A LOS JÓVENES DEL MUNDO CON OCASIÓN DE LA XXIV JORNADA MUNDIAL DE LA JUVENTUD 2009
«Hemos puesto nuestra esperanza en el Dios vivo» (1 Tm 4,10)
En Sydney, nuestra atención se centró en lo que el Espíritu Santo dice hoy a los creyentes y, concretamente a vosotros, queridos jóvenes. Durante la Santa Misa final os exhorté a dejaros plasmar por Él para ser mensajeros del amor divino, capaces de construir un futuro de esperanza para toda la humanidad. Verdaderamente, la cuestión de la esperanza está en el centro de nuestra vida de seres humanos y de nuestra misión de cristianos, sobre todo en la época contemporánea. Todos advertimos la necesidad de esperanza, pero no de cualquier esperanza, sino de una esperanza firme y creíble, como he subrayado en la Encíclica Spe salvi.
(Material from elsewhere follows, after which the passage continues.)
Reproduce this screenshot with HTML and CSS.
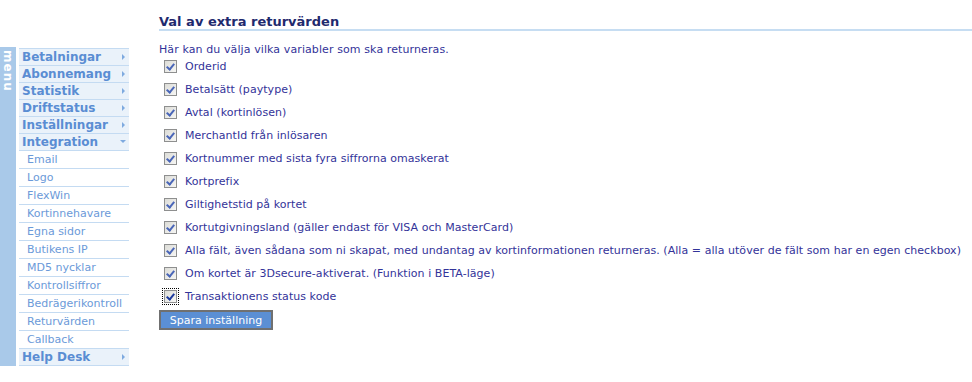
FILE: index.html
```html
<!DOCTYPE html>
<html lang="sv">
<head>
    <meta charset="UTF-8">
    <title>Val av extra returvärden</title>
    <link rel="stylesheet" href="styles.css">
</head>
<body>
    <div class="page">
        <div class="sidebar">
            <div class="strip"><span>menu</span></div>
            <ul class="menu">
                <li class="top">Betalningar<i class="arr"></i></li>
                <li class="top">Abonnemang<i class="arr"></i></li>
                <li class="top">Statistik<i class="arr"></i></li>
                <li class="top">Driftstatus<i class="arr"></i></li>
                <li class="top">Inställningar<i class="arr"></i></li>
                <li class="top">Integration<i class="arr down"></i></li>
                <li class="sub">Email</li>
                <li class="sub">Logo</li>
                <li class="sub">FlexWin</li>
                <li class="sub">Kortinnehavare</li>
                <li class="sub">Egna sidor</li>
                <li class="sub">Butikens IP</li>
                <li class="sub">MD5 nycklar</li>
                <li class="sub">Kontrollsiffror</li>
                <li class="sub">Bedrägerikontroll</li>
                <li class="sub">Returvärden</li>
                <li class="sub">Callback</li>
                <li class="top">Help Desk<i class="arr"></i></li>
            </ul>
        </div>

        <div class="content">
            <h2>Val av extra returvärden</h2>
            <p class="intro">Här kan du välja vilka variabler som ska returneras.</p>
            <ul class="options">
                <li><span class="cb"></span>Orderid</li>
                <li><span class="cb"></span>Betalsätt (paytype)</li>
                <li><span class="cb"></span>Avtal (kortinlösen)</li>
                <li><span class="cb"></span>MerchantId från inlösaren</li>
                <li><span class="cb"></span>Kortnummer med sista fyra siffrorna omaskerat</li>
                <li><span class="cb"></span>Kortprefix</li>
                <li><span class="cb"></span>Giltighetstid på kortet</li>
                <li><span class="cb"></span>Kortutgivningsland (gäller endast för VISA och MasterCard)</li>
                <li><span class="cb"></span>Alla fält, även sådana som ni skapat, med undantag av kortinformationen returneras. (Alla = alla utöver de fält som har en egen checkbox)</li>
                <li><span class="cb"></span>Om kortet är 3Dsecure-aktiverat. (Funktion i BETA-läge)</li>
                <li><span class="cb focus"></span>Transaktionens status kode</li>
            </ul>
            <button class="save">Spara inställning</button>
        </div>
    </div>
</body>
</html>
```

FILE: styles.css
```css
body {
    margin: 0;
    padding: 0;
    background: #fff;
    font-family: "DejaVu Sans", Verdana, sans-serif;
    font-size: 11px;
}

.page {
    display: flex;
    align-items: flex-start;
}

/* left menu */
.sidebar {
    display: flex;
    gap: 3px;
    margin-top: 47px;
    width: 129px;
}

.strip {
    width: 16px;
    align-self: stretch;
    background: #a9c9e9;
}

.strip span {
    display: block;
    writing-mode: vertical-rl;
    color: #fff;
    font-weight: bold;
    font-size: 12px;
    letter-spacing: 1px;
    line-height: 16px;
    padding-top: 3px;
}

.menu {
    list-style: none;
    margin: 1px 0 0;
    padding: 0;
    width: 110px;
    border-top: 1px solid #c4dbf2;
}

.menu li {
    position: relative;
    border-bottom: 1px solid #c4dbf2;
    white-space: nowrap;
}

.menu .top {
    height: 16px;
    line-height: 17px;
    padding-left: 3px;
    background: #eaf2fa;
    color: #5a8dd3;
    font-weight: bold;
    font-size: 12px;
}

.menu .sub {
    height: 17px;
    line-height: 18px;
    padding-left: 8px;
    color: #6b9ad9;
}

.arr {
    position: absolute;
    right: 4px;
    top: 5px;
    width: 0;
    height: 0;
    border-top: 3px solid transparent;
    border-bottom: 3px solid transparent;
    border-left: 3px solid #7eaadf;
}

.arr.down {
    top: 6px;
    right: 3px;
    border-left: 3px solid transparent;
    border-right: 3px solid transparent;
    border-top: 3px solid #7eaadf;
    border-bottom: 0;
}

/* main area */
.content {
    flex: 1;
    margin-left: 30px;
    color: #333399;
}

h2 {
    margin: 14px 0 0;
    padding-bottom: 0;
    border-bottom: 2px solid #c6ddf2;
    color: #1f2a6e;
    font-size: 13px;
    line-height: 15px;
}

.intro {
    margin: 12px 0 0;
    line-height: 14px;
    letter-spacing: 0.1px;
}

.options {
    list-style: none;
    margin: -2px 0 0;
    padding: 0 0 0 5px;
    letter-spacing: 0.05px;
}

.options li {
    display: flex;
    align-items: center;
    gap: 8px;
    height: 23px;
}

.cb {
    position: relative;
    width: 11px;
    height: 11px;
    border: 1px solid #8e8f8f;
    background: linear-gradient(135deg, #dcdcd7, #f6f6f4);
}

.cb::after {
    content: "";
    position: absolute;
    left: 3px;
    top: 1px;
    width: 3px;
    height: 6px;
    border-right: 2px solid #4a66b8;
    border-bottom: 2px solid #4a66b8;
    transform: rotate(40deg);
}

.cb.focus {
    outline: 1px dotted #000;
    outline-offset: 1px;
}

.cb.focus::after {
    border-color: #1d3a9e;
}

.save {
    margin-top: 2px;
    height: 20px;
    width: 114px;
    padding: 0;
    border: 2px solid #707070;
    background: #5b8fd4;
    color: #fff;
    font-family: "DejaVu Sans", Verdana, sans-serif;
    font-size: 11px;
}
```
La juventud, en particular, es tiempo de esperanzas, porque mira hacia el futuro con diversas expectativas. Cuando se es joven se alimentan ideales, sueños y proyectos; la juventud es el tiempo en el que maduran opciones decisivas para el resto de la vida. Y tal vez por esto es la etapa de la existencia en la que afloran con fuerza las preguntas de fondo: ¿Por qué estoy en el mundo? ¿Qué sentido tiene vivir? ¿Qué será de mi vida? Y también, ¿cómo alcanzar la felicidad? ¿Por qué el sufrimiento, la enfermedad y la muerte? ¿Qué hay más allá de la muerte? Preguntas que son apremiantes cuando nos tenemos que medir con obstáculos que a veces parecen insuperables: dificultades en los estudios, falta de trabajo, incomprensiones en la familia, crisis en las relaciones de amistad y en la construcción de un proyecto de pareja, enfermedades o incapacidades, carencia de recursos adecuados a causa de la actual y generalizada crisis económica y social. Nos preguntamos entonces: ¿Dónde encontrar y cómo mantener viva en el corazón la llama de la esperanza?